— Exercise aim —
Skip the pictures. Reproduce all other material exactly.

— Data excerpt —

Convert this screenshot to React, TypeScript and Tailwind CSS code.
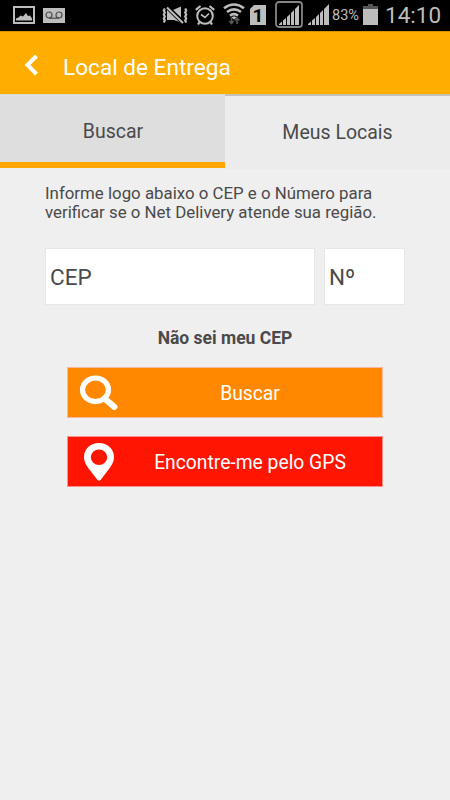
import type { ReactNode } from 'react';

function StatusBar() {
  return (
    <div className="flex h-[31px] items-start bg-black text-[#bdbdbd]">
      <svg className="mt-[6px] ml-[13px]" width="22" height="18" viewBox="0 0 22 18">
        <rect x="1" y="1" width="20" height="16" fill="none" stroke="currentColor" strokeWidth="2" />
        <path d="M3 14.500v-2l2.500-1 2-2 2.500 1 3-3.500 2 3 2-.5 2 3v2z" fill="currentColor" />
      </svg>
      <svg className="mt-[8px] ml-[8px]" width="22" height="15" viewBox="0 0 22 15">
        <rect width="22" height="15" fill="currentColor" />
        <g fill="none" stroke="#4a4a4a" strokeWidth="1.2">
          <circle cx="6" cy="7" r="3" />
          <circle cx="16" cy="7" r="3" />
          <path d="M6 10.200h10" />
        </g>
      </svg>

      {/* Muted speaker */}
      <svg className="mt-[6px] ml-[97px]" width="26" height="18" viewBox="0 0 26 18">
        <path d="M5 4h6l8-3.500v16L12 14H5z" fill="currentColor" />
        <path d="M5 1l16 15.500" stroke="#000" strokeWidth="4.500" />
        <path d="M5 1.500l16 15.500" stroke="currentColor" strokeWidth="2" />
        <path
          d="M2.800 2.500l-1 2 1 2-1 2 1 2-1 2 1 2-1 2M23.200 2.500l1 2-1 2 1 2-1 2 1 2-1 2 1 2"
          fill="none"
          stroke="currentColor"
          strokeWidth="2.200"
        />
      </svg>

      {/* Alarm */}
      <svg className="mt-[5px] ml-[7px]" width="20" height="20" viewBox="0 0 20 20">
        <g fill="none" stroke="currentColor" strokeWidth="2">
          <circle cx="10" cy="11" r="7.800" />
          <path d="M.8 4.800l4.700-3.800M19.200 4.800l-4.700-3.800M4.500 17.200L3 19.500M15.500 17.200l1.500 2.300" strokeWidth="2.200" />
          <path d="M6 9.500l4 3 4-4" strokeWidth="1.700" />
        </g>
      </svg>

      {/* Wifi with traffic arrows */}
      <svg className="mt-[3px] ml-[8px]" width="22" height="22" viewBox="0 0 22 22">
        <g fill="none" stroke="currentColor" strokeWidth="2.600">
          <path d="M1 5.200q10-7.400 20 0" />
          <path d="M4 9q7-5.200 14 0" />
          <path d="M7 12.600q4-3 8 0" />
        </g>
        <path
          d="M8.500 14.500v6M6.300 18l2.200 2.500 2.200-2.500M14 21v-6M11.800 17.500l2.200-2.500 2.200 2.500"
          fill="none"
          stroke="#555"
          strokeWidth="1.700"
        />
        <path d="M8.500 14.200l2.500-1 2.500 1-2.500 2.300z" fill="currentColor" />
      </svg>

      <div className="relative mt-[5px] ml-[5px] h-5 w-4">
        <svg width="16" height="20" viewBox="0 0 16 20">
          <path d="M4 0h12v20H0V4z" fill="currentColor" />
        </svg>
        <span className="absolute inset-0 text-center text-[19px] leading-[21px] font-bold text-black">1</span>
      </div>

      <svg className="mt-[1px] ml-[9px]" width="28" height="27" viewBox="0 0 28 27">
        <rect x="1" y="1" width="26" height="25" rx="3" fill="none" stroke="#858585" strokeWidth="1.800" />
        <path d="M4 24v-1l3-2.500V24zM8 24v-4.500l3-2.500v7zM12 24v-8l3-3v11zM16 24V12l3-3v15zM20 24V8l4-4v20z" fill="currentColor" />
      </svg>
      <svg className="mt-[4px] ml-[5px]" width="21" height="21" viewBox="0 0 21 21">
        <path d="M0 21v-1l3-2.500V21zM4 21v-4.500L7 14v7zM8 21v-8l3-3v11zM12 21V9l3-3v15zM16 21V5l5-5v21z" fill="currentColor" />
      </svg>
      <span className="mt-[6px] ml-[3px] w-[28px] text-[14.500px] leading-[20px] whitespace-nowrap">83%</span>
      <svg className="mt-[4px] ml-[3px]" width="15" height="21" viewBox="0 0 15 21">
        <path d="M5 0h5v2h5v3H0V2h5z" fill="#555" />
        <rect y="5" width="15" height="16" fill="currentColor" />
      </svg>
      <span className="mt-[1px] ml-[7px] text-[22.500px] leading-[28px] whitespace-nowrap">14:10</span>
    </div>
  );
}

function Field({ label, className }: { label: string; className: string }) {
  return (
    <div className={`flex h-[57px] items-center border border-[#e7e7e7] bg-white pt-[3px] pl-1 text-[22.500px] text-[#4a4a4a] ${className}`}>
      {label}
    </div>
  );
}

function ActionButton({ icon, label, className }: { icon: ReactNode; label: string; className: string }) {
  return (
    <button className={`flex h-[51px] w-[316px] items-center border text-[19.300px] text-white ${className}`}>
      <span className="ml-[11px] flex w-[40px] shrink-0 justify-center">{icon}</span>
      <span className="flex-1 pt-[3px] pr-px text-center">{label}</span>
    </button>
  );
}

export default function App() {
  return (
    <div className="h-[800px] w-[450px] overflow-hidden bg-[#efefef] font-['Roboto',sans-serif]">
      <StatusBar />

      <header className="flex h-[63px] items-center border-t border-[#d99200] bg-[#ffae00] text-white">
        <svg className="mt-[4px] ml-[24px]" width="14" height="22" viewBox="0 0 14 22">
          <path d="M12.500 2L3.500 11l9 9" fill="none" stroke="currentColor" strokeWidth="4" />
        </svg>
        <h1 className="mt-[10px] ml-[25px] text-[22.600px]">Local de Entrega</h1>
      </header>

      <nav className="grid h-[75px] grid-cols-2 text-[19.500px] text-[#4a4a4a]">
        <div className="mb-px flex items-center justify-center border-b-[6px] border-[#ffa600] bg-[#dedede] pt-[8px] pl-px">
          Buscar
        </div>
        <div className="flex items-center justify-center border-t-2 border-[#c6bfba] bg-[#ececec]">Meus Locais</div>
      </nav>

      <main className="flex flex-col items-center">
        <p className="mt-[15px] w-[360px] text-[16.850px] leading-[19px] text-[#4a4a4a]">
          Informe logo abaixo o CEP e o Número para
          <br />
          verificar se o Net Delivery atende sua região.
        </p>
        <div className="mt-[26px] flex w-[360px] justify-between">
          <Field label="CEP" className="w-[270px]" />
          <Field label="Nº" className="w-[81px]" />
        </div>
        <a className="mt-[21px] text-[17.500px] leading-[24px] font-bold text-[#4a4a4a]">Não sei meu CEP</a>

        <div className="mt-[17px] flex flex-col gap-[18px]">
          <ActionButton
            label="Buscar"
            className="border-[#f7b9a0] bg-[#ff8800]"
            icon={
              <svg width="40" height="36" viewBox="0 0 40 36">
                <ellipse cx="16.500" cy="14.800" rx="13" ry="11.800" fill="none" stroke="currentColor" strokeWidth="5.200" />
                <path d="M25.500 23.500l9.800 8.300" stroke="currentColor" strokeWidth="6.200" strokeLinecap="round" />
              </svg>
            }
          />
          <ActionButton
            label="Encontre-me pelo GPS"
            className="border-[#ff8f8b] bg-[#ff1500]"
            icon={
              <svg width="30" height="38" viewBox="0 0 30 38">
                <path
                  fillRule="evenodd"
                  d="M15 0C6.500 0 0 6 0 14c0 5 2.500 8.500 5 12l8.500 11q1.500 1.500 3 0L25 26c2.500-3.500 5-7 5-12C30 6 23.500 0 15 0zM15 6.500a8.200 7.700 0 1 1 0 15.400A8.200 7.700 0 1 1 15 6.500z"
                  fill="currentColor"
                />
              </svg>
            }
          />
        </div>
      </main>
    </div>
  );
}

— Solution to this task —
Convert this screenshot to React, TypeScript and Tailwind CSS code.
import type { ReactNode } from 'react';

function StatusBar() {
  return (
    <div className="flex h-[31px] items-start bg-black text-[#bdbdbd]">
      <svg className="mt-[6px] ml-[13px]" width="22" height="18" viewBox="0 0 22 18">
        <rect x="1" y="1" width="20" height="16" fill="none" stroke="currentColor" strokeWidth="2" />
        <path d="M3 14.500v-2l2.500-1 2-2 2.500 1 3-3.500 2 3 2-.5 2 3v2z" fill="currentColor" />
      </svg>
      <svg className="mt-[8px] ml-[8px]" width="22" height="15" viewBox="0 0 22 15">
        <rect width="22" height="15" fill="currentColor" />
        <g fill="none" stroke="#4a4a4a" strokeWidth="1.2">
          <circle cx="6" cy="7" r="3" />
          <circle cx="16" cy="7" r="3" />
          <path d="M6 10.200h10" />
        </g>
      </svg>

      {/* Muted speaker */}
      <svg className="mt-[6px] ml-[97px]" width="26" height="18" viewBox="0 0 26 18">
        <path d="M5 4h6l8-3.500v16L12 14H5z" fill="currentColor" />
        <path d="M5 1l16 15.500" stroke="#000" strokeWidth="4.500" />
        <path d="M5 1.500l16 15.500" stroke="currentColor" strokeWidth="2" />
        <path
          d="M2.800 2.500l-1 2 1 2-1 2 1 2-1 2 1 2-1 2M23.200 2.500l1 2-1 2 1 2-1 2 1 2-1 2 1 2"
          fill="none"
          stroke="currentColor"
          strokeWidth="2.200"
        />
      </svg>

      {/* Alarm */}
      <svg className="mt-[5px] ml-[7px]" width="20" height="20" viewBox="0 0 20 20">
        <g fill="none" stroke="currentColor" strokeWidth="2">
          <circle cx="10" cy="11" r="7.800" />
          <path d="M.8 4.800l4.700-3.800M19.200 4.800l-4.700-3.800M4.500 17.200L3 19.500M15.500 17.200l1.500 2.300" strokeWidth="2.200" />
          <path d="M6 9.500l4 3 4-4" strokeWidth="1.700" />
        </g>
      </svg>

      {/* Wifi with traffic arrows */}
      <svg className="mt-[3px] ml-[8px]" width="22" height="22" viewBox="0 0 22 22">
        <g fill="none" stroke="currentColor" strokeWidth="2.600">
          <path d="M1 5.200q10-7.400 20 0" />
          <path d="M4 9q7-5.200 14 0" />
          <path d="M7 12.600q4-3 8 0" />
        </g>
        <path
          d="M8.500 14.500v6M6.300 18l2.200 2.500 2.200-2.500M14 21v-6M11.800 17.500l2.200-2.500 2.200 2.500"
          fill="none"
          stroke="#555"
          strokeWidth="1.700"
        />
        <path d="M8.500 14.200l2.500-1 2.500 1-2.500 2.300z" fill="currentColor" />
      </svg>

      <div className="relative mt-[5px] ml-[5px] h-5 w-4">
        <svg width="16" height="20" viewBox="0 0 16 20">
          <path d="M4 0h12v20H0V4z" fill="currentColor" />
        </svg>
        <span className="absolute inset-0 text-center text-[19px] leading-[21px] font-bold text-black">1</span>
      </div>

      <svg className="mt-[1px] ml-[9px]" width="28" height="27" viewBox="0 0 28 27">
        <rect x="1" y="1" width="26" height="25" rx="3" fill="none" stroke="#858585" strokeWidth="1.800" />
        <path d="M4 24v-1l3-2.500V24zM8 24v-4.500l3-2.500v7zM12 24v-8l3-3v11zM16 24V12l3-3v15zM20 24V8l4-4v20z" fill="currentColor" />
      </svg>
      <svg className="mt-[4px] ml-[5px]" width="21" height="21" viewBox="0 0 21 21">
        <path d="M0 21v-1l3-2.500V21zM4 21v-4.500L7 14v7zM8 21v-8l3-3v11zM12 21V9l3-3v15zM16 21V5l5-5v21z" fill="currentColor" />
      </svg>
      <span className="mt-[6px] ml-[3px] w-[28px] text-[14.500px] leading-[20px] whitespace-nowrap">83%</span>
      <svg className="mt-[4px] ml-[3px]" width="15" height="21" viewBox="0 0 15 21">
        <path d="M5 0h5v2h5v3H0V2h5z" fill="#555" />
        <rect y="5" width="15" height="16" fill="currentColor" />
      </svg>
      <span className="mt-[1px] ml-[7px] text-[22.500px] leading-[28px] whitespace-nowrap">14:10</span>
    </div>
  );
}

function Field({ label, className }: { label: string; className: string }) {
  return (
    <div className={`flex h-[57px] items-center border border-[#e7e7e7] bg-white pt-[3px] pl-1 text-[22.500px] text-[#4a4a4a] ${className}`}>
      {label}
    </div>
  );
}

function ActionButton({ icon, label, className }: { icon: ReactNode; label: string; className: string }) {
  return (
    <button className={`flex h-[51px] w-[316px] items-center border text-[19.300px] text-white ${className}`}>
      <span className="ml-[11px] flex w-[40px] shrink-0 justify-center">{icon}</span>
      <span className="flex-1 pt-[3px] pr-px text-center">{label}</span>
    </button>
  );
}

export default function App() {
  return (
    <div className="h-[800px] w-[450px] overflow-hidden bg-[#efefef] font-['Roboto',sans-serif]">
      <StatusBar />

      <header className="flex h-[63px] items-center border-t border-[#d99200] bg-[#ffae00] text-white">
        <svg className="mt-[4px] ml-[24px]" width="14" height="22" viewBox="0 0 14 22">
          <path d="M12.500 2L3.500 11l9 9" fill="none" stroke="currentColor" strokeWidth="4" />
        </svg>
        <h1 className="mt-[10px] ml-[25px] text-[22.600px]">Local de Entrega</h1>
      </header>

      <nav className="grid h-[75px] grid-cols-2 text-[19.500px] text-[#4a4a4a]">
        <div className="mb-px flex items-center justify-center border-b-[6px] border-[#ffa600] bg-[#dedede] pt-[8px] pl-px">
          Buscar
        </div>
        <div className="flex items-center justify-center border-t-2 border-[#c6bfba] bg-[#ececec]">Meus Locais</div>
      </nav>

      <main className="flex flex-col items-center">
        <p className="mt-[15px] w-[360px] text-[16.850px] leading-[19px] text-[#4a4a4a]">
          Informe logo abaixo o CEP e o Número para
          <br />
          verificar se o Net Delivery atende sua região.
        </p>
        <div className="mt-[26px] flex w-[360px] justify-between">
          <Field label="CEP" className="w-[270px]" />
          <Field label="Nº" className="w-[81px]" />
        </div>
        <a className="mt-[21px] text-[17.500px] leading-[24px] font-bold text-[#4a4a4a]">Não sei meu CEP</a>

        <div className="mt-[17px] flex flex-col gap-[18px]">
          <ActionButton
            label="Buscar"
            className="border-[#f7b9a0] bg-[#ff8800]"
            icon={
              <svg width="40" height="36" viewBox="0 0 40 36">
                <ellipse cx="16.500" cy="14.800" rx="13" ry="11.800" fill="none" stroke="currentColor" strokeWidth="5.200" />
                <path d="M25.500 23.500l9.800 8.300" stroke="currentColor" strokeWidth="6.200" strokeLinecap="round" />
              </svg>
            }
          />
          <ActionButton
            label="Encontre-me pelo GPS"
            className="border-[#ff8f8b] bg-[#ff1500]"
            icon={
              <svg width="30" height="38" viewBox="0 0 30 38">
                <path
                  fillRule="evenodd"
                  d="M15 0C6.500 0 0 6 0 14c0 5 2.500 8.500 5 12l8.500 11q1.500 1.500 3 0L25 26c2.500-3.500 5-7 5-12C30 6 23.500 0 15 0zM15 6.500a8.200 7.700 0 1 1 0 15.400A8.200 7.700 0 1 1 15 6.500z"
                  fill="currentColor"
                />
              </svg>
            }
          />
        </div>
      </main>
    </div>
  );
}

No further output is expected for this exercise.